• **DATA BLOCK**

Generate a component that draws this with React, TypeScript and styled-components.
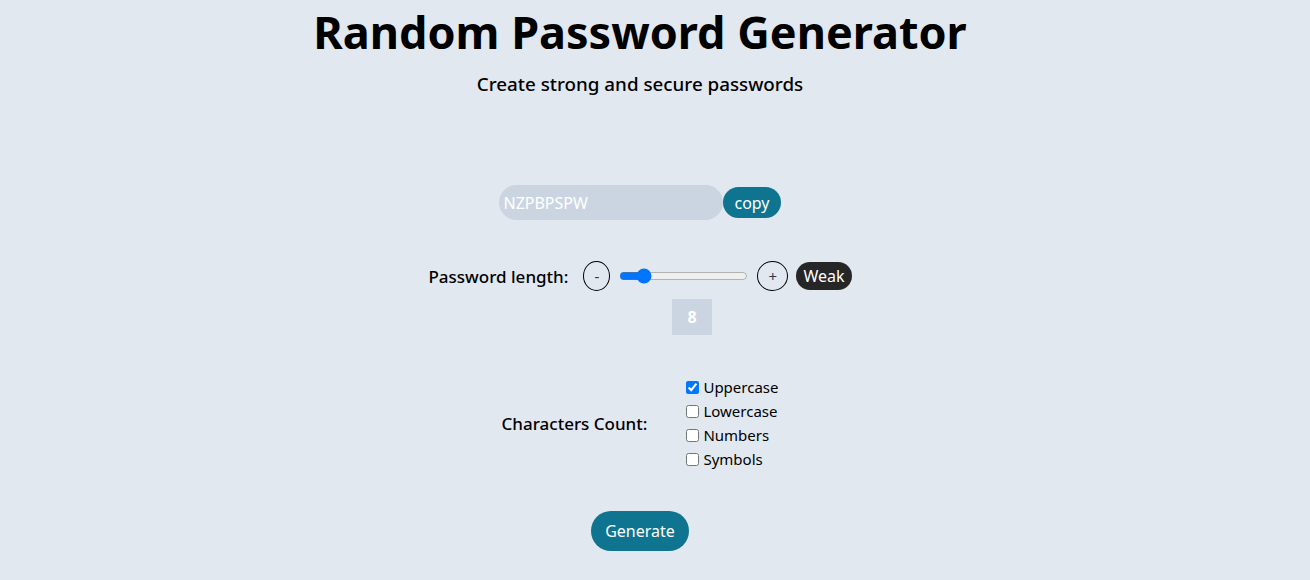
import React, { useState } from "react";
import styled, { createGlobalStyle } from "styled-components";

const Global = createGlobalStyle`
  html, body { margin: 0; padding: 0; background: #e2e8f0; }
  body { font-family: "Noto Sans", "Open Sans", sans-serif; color: #000; }
`;

const Page = styled.div`
  width: 1280px;
  display: flex;
  flex-direction: column;
  align-items: center;
`;

const Title = styled.h1`
  margin: 0;
  font-size: 45px;
  line-height: 63px;
  font-weight: 700;
`;

const Subtitle = styled.p`
  margin: 9px 0 0;
  font-size: 18.8px;
  line-height: 24px;
  font-weight: 500;
`;

const PasswordRow = styled.div`
  margin-top: 89px;
  display: flex;
  align-items: center;
`;

const PasswordField = styled.input`
  width: 224px;
  height: 35px;
  box-sizing: border-box;
  border: none;
  outline: none;
  border-radius: 18px;
  background: #cbd5e1;
  color: #fff;
  font-family: inherit;
  font-size: 16px;
  padding: 0 4px;
`;

const Pill = styled.button<{ $pad?: string; $h?: number }>`
  border: none;
  border-radius: 999px;
  background: #0e7490;
  color: #fff;
  font-family: inherit;
  font-size: 16px;
  height: ${(p) => p.$h ?? 31}px;
  padding: ${(p) => p.$pad ?? "0 11px"};
  cursor: pointer;
`;

const LengthRow = styled.div`
  margin-top: 41px;
  display: flex;
  align-items: center;
`;

const Label = styled.label<{ $mr: number }>`
  font-size: 17px;
  font-weight: 500;
  margin-right: ${(p) => p.$mr}px;
`;

const Round = styled.button<{ $w: number }>`
  width: ${(p) => p.$w}px;
  height: 30px;
  border-radius: 50%;
  border: 1px solid #000;
  background: transparent;
  color: #334;
  font-size: 15px;
  padding: 0;
  font-family: inherit;
`;

const Slider = styled.input`
  width: 129px;
  margin: 0 9px;
`;

const Badge = styled.span`
  margin-left: 8px;
  background: #262626;
  color: #fff;
  border-radius: 999px;
  height: 28px;
  padding: 0 7px;
  display: inline-flex;
  align-items: center;
  font-size: 16px;
`;

const CountBox = styled.div`
  margin-top: 8px;
  margin-left: 104px;
  width: 40px;
  height: 36px;
  background: #cbd5e1;
  color: #fff;
  font-weight: 700;
  font-size: 16px;
  display: flex;
  align-items: center;
  justify-content: center;
`;

const CharRow = styled.div`
  margin-top: 40px;
  display: flex;
  align-items: center;
`;

const Options = styled.div`
  display: flex;
  flex-direction: column;
`;

const Option = styled.label`
  display: flex;
  align-items: center;
  height: 24px;
  font-size: 15px;
  input { margin: 0 4px 0 0; width: 13px; height: 13px; }
`;

const GenerateButton = styled(Pill)`
  margin-top: 40px;
`;

export default function App() {
  const [len, setLen] = useState(8);
  const opts = ["Uppercase", "Lowercase", "Numbers", "Symbols"];
  return (
    <>
      <Global />
      <Page>
        <Title>Random Password Generator</Title>
        <Subtitle>Create strong and secure passwords</Subtitle>
        <PasswordRow>
          <PasswordField readOnly value="NZPBPSPW" />
          <Pill>copy</Pill>
        </PasswordRow>
        <LengthRow>
          <Label $mr={15}>Password length:</Label>
          <Round $w={27}>-</Round>
          <Slider
            type="range"
            min={4}
            max={32}
            value={len}
            onChange={(e) => setLen(Number(e.target.value))}
          />
          <Round $w={31}>+</Round>
          <Badge>Weak</Badge>
        </LengthRow>
        <CountBox>{len}</CountBox>
        <CharRow>
          <Label $mr={39}>Characters Count:</Label>
          <Options>
            {opts.map((o, i) => (
              <Option key={o}>
                <input type="checkbox" defaultChecked={i === 0} />
                {o}
              </Option>
            ))}
          </Options>
        </CharRow>
        <GenerateButton $pad="0 14px" $h={40}>Generate</GenerateButton>
      </Page>
    </>
  );
}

• **TASK DETAILS**
From the listing, extract all text exactly as given and drop any picture.

• **FULL OUTPUT**
Generate a component that draws this with React, TypeScript and styled-components.
import React, { useState } from "react";
import styled, { createGlobalStyle } from "styled-components";

const Global = createGlobalStyle`
  html, body { margin: 0; padding: 0; background: #e2e8f0; }
  body { font-family: "Noto Sans", "Open Sans", sans-serif; color: #000; }
`;

const Page = styled.div`
  width: 1280px;
  display: flex;
  flex-direction: column;
  align-items: center;
`;

const Title = styled.h1`
  margin: 0;
  font-size: 45px;
  line-height: 63px;
  font-weight: 700;
`;

const Subtitle = styled.p`
  margin: 9px 0 0;
  font-size: 18.8px;
  line-height: 24px;
  font-weight: 500;
`;

const PasswordRow = styled.div`
  margin-top: 89px;
  display: flex;
  align-items: center;
`;

const PasswordField = styled.input`
  width: 224px;
  height: 35px;
  box-sizing: border-box;
  border: none;
  outline: none;
  border-radius: 18px;
  background: #cbd5e1;
  color: #fff;
  font-family: inherit;
  font-size: 16px;
  padding: 0 4px;
`;

const Pill = styled.button<{ $pad?: string; $h?: number }>`
  border: none;
  border-radius: 999px;
  background: #0e7490;
  color: #fff;
  font-family: inherit;
  font-size: 16px;
  height: ${(p) => p.$h ?? 31}px;
  padding: ${(p) => p.$pad ?? "0 11px"};
  cursor: pointer;
`;

const LengthRow = styled.div`
  margin-top: 41px;
  display: flex;
  align-items: center;
`;

const Label = styled.label<{ $mr: number }>`
  font-size: 17px;
  font-weight: 500;
  margin-right: ${(p) => p.$mr}px;
`;

const Round = styled.button<{ $w: number }>`
  width: ${(p) => p.$w}px;
  height: 30px;
  border-radius: 50%;
  border: 1px solid #000;
  background: transparent;
  color: #334;
  font-size: 15px;
  padding: 0;
  font-family: inherit;
`;

const Slider = styled.input`
  width: 129px;
  margin: 0 9px;
`;

const Badge = styled.span`
  margin-left: 8px;
  background: #262626;
  color: #fff;
  border-radius: 999px;
  height: 28px;
  padding: 0 7px;
  display: inline-flex;
  align-items: center;
  font-size: 16px;
`;

const CountBox = styled.div`
  margin-top: 8px;
  margin-left: 104px;
  width: 40px;
  height: 36px;
  background: #cbd5e1;
  color: #fff;
  font-weight: 700;
  font-size: 16px;
  display: flex;
  align-items: center;
  justify-content: center;
`;

const CharRow = styled.div`
  margin-top: 40px;
  display: flex;
  align-items: center;
`;

const Options = styled.div`
  display: flex;
  flex-direction: column;
`;

const Option = styled.label`
  display: flex;
  align-items: center;
  height: 24px;
  font-size: 15px;
  input { margin: 0 4px 0 0; width: 13px; height: 13px; }
`;

const GenerateButton = styled(Pill)`
  margin-top: 40px;
`;

export default function App() {
  const [len, setLen] = useState(8);
  const opts = ["Uppercase", "Lowercase", "Numbers", "Symbols"];
  return (
    <>
      <Global />
      <Page>
        <Title>Random Password Generator</Title>
        <Subtitle>Create strong and secure passwords</Subtitle>
        <PasswordRow>
          <PasswordField readOnly value="NZPBPSPW" />
          <Pill>copy</Pill>
        </PasswordRow>
        <LengthRow>
          <Label $mr={15}>Password length:</Label>
          <Round $w={27}>-</Round>
          <Slider
            type="range"
            min={4}
            max={32}
            value={len}
            onChange={(e) => setLen(Number(e.target.value))}
          />
          <Round $w={31}>+</Round>
          <Badge>Weak</Badge>
        </LengthRow>
        <CountBox>{len}</CountBox>
        <CharRow>
          <Label $mr={39}>Characters Count:</Label>
          <Options>
            {opts.map((o, i) => (
              <Option key={o}>
                <input type="checkbox" defaultChecked={i === 0} />
                {o}
              </Option>
            ))}
          </Options>
        </CharRow>
        <GenerateButton $pad="0 14px" $h={40}>Generate</GenerateButton>
      </Page>
    </>
  );
}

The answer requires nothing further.